Nous l’avons vu, les actions en industrie ne concourent pas à la formation du capital. Dès lors, les actions en industrie n’ouvrent pas droit au bénéfice du régime fiscal « mère fille ».
Quelques difficultés fiscales et sociales
Un des problèmes liés à l’apport en industrie est la distinction du statut d’associé apporteur en industrie avec celui de salarié. Dans le principe, la mise à disposition d’un savoir-faire ou de compétences peut revêtir la forme d’un contrat de travail ou d’un apport en industrie. Or la jurisprudence a déjà indiqué que « le contrat de travail ne dépend ni de la volonté exprimée par les parties, ni de la dénomination de leur convention, mais des conditions dans lesquelles la prestation de travail est fournie »1. L’apport est marqué par l’affectio societatis, excluant le lien de subordination (i.e. fait d’effectuer une tâche en réponse aux directives d’une autre personne) qui caractérise juridiquement le contrat de travail. La distinction n’est pas aisée en pratique, alors que les conséquences sont importantes : quel régime d’affiliation sociale ? salaire minimum ? etc.

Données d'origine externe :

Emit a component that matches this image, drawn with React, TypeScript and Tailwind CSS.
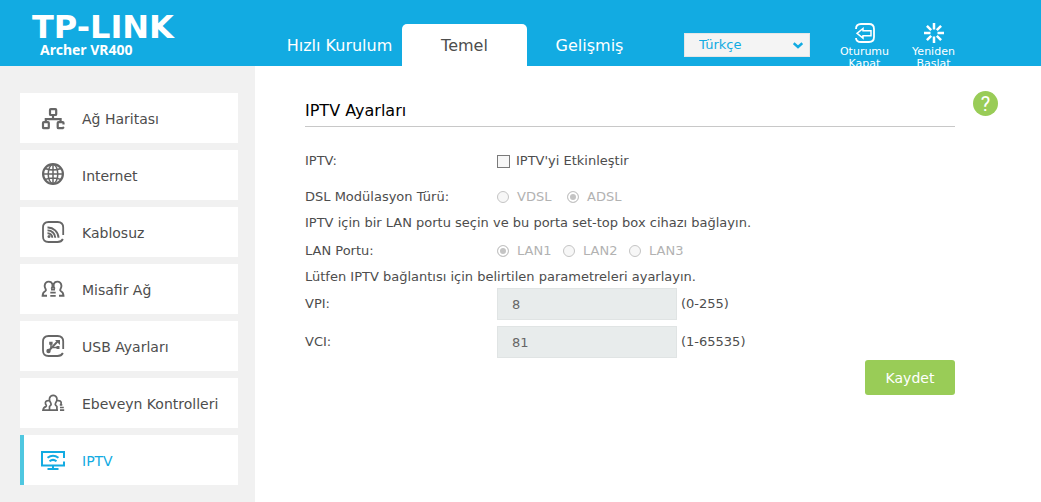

De même, l’administration fiscale n’a pas encore pris position sur le traitement des produits des actions en industrie. L’extension du régime applicable aux SARL conduirait à considérer que les rémunérations versées aux apporteurs en industrie ès qualités au titre de l'activité déployée dans la société, sous la forme d'une rémunération périodique (mensuelle ou trimestrielle) sont imposables dans la catégorie des traitements et salaires ; à l’inverse, la quote-part des bénéfices distribués relève de la catégorie des revenus mobiliers2. En outre, les indemnités en cas de retrait (ou d’exclusion) d’un apporteur en industrie relèveraient des traitements et salaires3.
En conclusion, l’admission des apports en industrie dans les SAS constitue une véritable reconnaissance du facteur humain et personnel dans les sociétés de capitaux. Cependant, hormis les cas spécifiques tels que l’apport d’une notoriété ou d’un savoir-faire, le recours à ce dispositif pour les personnes physiques ne semble pas pouvoir rivaliser avec le statut d’auto-entrepreneur ou de salarié.